What elevates “Pillion” beyond provocation is its refusal to reduce its characters to symbols or role models. Ray is not easily categorized as a villain or an ideal. Skarsgård expertly plays him with a stillness that suggests certainty rather than cruelty, though that certainty can feel impenetrable. Colin’s mother, in a sharply observed turn from Sharp, voices the audience’s unease during a dinner sequence that crackles with tension, all the while his father offers a more tentative acceptance that complicates any straightforward moral stance. The film allows these perspectives to coexist, creating a space where judgment is present but never definitive.

At its core, “Pillion” operates as a story of self-discovery, one that resists the conventions of both traditional heteronormative romance and any easy rejection of them. The relationship between Colin and Ray is neither wholly sustaining nor entirely destructive. It is formative, messy, and deeply human in its contradictions. Colin’s growth does not come from escaping the dynamic entirely, but from beginning to understand his place within it, and more importantly, his right to shape it.

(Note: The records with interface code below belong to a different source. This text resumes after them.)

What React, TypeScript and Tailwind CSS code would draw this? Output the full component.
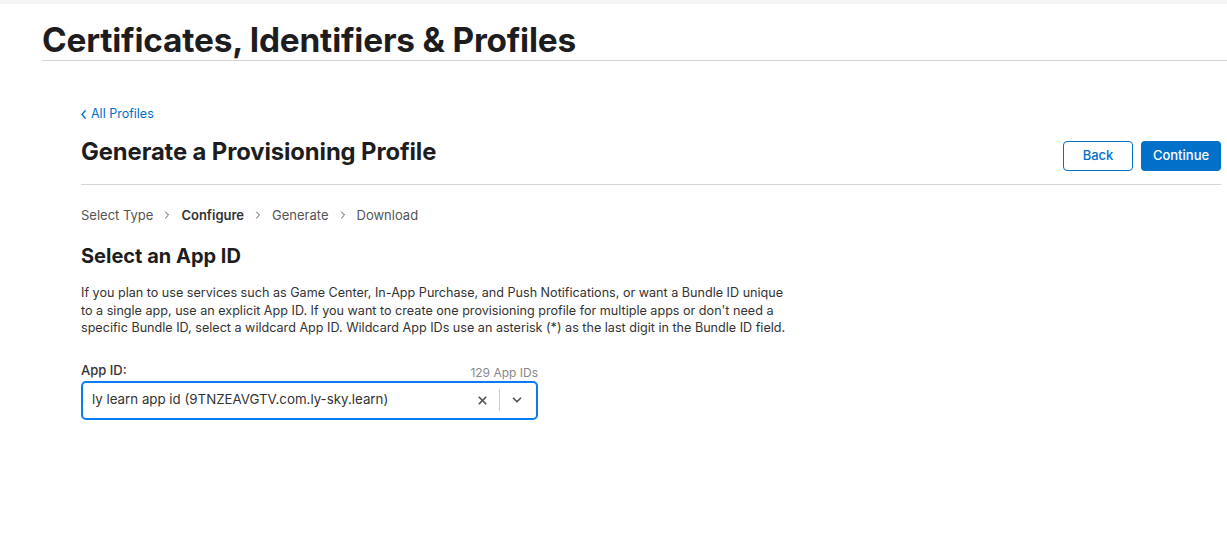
import { ChevronDown, ChevronRight, X } from 'lucide-react';

const steps = [
  { label: 'Select Type', active: false },
  { label: 'Configure', active: true },
  { label: 'Generate', active: false },
  { label: 'Download', active: false },
];

export default function App() {
  return (
    <div className="min-h-[540px] bg-white text-[#1d1d1f]" style={{ fontFamily: 'Inter, "Liberation Sans", sans-serif' }}>
      <div className="h-[4px] bg-[#f5f5f7]" />
      <header className="pl-[42px] pt-[17px]">
        <h1 className="text-[33.4px] font-bold leading-[38px] tracking-[-0.2px] text-[#1d1d1f]">
          Certificates, Identifiers &amp; Profiles
        </h1>
        <div className="mt-[1px] border-b border-[#d6d6d6]" />
      </header>

      <main className="pl-[81px] pr-[6px] pt-[44px]">
        <a className="flex items-center gap-[5px] text-[12.5px] leading-[18px] text-[#0070c9]">
          <svg width="5" height="9" viewBox="0 0 5 9" fill="none">
            <path d="M4.2 0.8 L1 4.5 L4.2 8.2" stroke="#0070c9" strokeWidth="1.3" strokeLinecap="round" strokeLinejoin="round" />
          </svg>
          All Profiles
        </a>

        <div className="mt-[15px] flex items-start justify-between">
          <h2 className="text-[23.8px] font-bold leading-[28px] tracking-[-0.1px]">Generate a Provisioning Profile</h2>
          <div className="mt-[3px] flex gap-[8px]">
            <button className="h-[30px] w-[70px] rounded-[4px] border border-[#0070c9] text-[13px] font-medium text-[#0070c9]">
              Back
            </button>
            <button className="h-[30px] w-[80px] rounded-[4px] bg-[#0070c9] text-[13px] font-medium text-white">
              Continue
            </button>
          </div>
        </div>

        <div className="mt-[13px] border-b border-[#d6d6d6]" />

        <nav className="mt-[21px] flex items-center text-[13px] leading-[18px] text-[#555]">
          {steps.map((s, i) => (
            <span key={s.label} className="flex items-center">
              {i > 0 && <ChevronRight className="mx-[8px] w-3 h-3 text-[#555]" strokeWidth={2} />}
              <span className={s.active ? 'font-semibold text-[#333]' : ''}>{s.label}</span>
            </span>
          ))}
        </nav>

        <h3 className="mt-[20px] text-[20px] font-bold leading-[24px]">Select an App ID</h3>

        <p className="mt-[16px] w-[712px] text-[12.6px] leading-[17.5px] text-[#333]">
          If you plan to use services such as Game Center, In-App Purchase, and Push Notifications, or want a Bundle ID unique to a single app, use an explicit App ID. If you want to create one provisioning profile for multiple apps or don't need a specific Bundle ID, select a wildcard App ID. Wildcard App IDs use an asterisk (*) as the last digit in the Bundle ID field.
        </p>

        <div className="mt-[25px] w-[457px]">
          <div className="flex items-end justify-between">
            <span className="text-[13px] font-medium leading-[16px] text-[#333]">App ID:</span>
            <span className="text-[12px] leading-[14px] text-[#888] translate-y-[2px]">129 App IDs</span>
          </div>
          <div className="mt-[3px] flex h-[39px] items-center rounded-[5px] border-2 border-[#0a7cf2] pl-[9px] pr-[12px]">
            <span className="flex-1 text-[13.3px] text-[#333]">ly learn app id (9TNZEAVGTV.com.ly-sky.learn)</span>
            <X className="w-[13px] h-[13px] text-[#555]" strokeWidth={3.2} />
            <span className="mx-[10px] h-[22px] w-px bg-[#ccc]" />
            <ChevronDown className="w-[14px] h-[14px] text-[#555]" strokeWidth={3} />
          </div>
        </div>
      </main>
    </div>
  );
}
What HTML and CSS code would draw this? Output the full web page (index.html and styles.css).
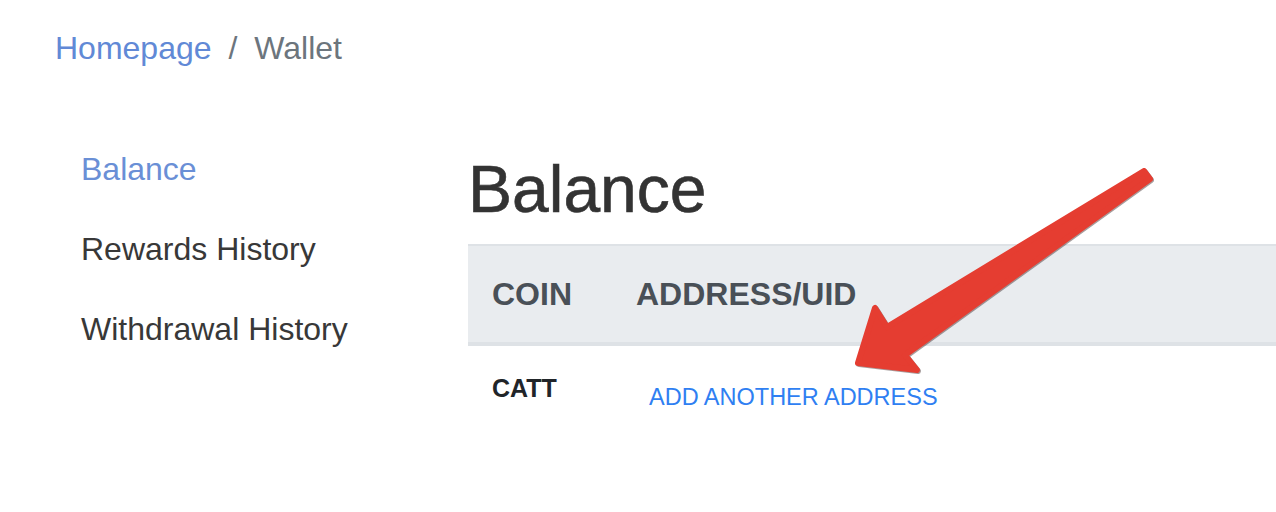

And as for Ray, Skarsgård tracks the subtle shifts in Ray with remarkable precision, allowing small changes in expression to carry disproportionate weight. The sudden shift in his eyes when their idyllic afternoon tilts into something unexpectedly conventional and sunny packs a serious punch. Was that always the plan once the unspoken contract was fractured, or the result of an immediate awakening he did not anticipate?

That ambiguity lingers, just as the image of Colin singing in the pub returns differently, transformed as the film reaches its final movements. The man who once blended into the background has stepped into something sharper, more defined, even if the path that led him there is far from simple or clean. What “Pillion” leaves behind is not a clear answer about love or power, but a lingering question about how we come to recognize our own voice, and what it costs to finally use it when we’ve spent so long believing we didn’t have one.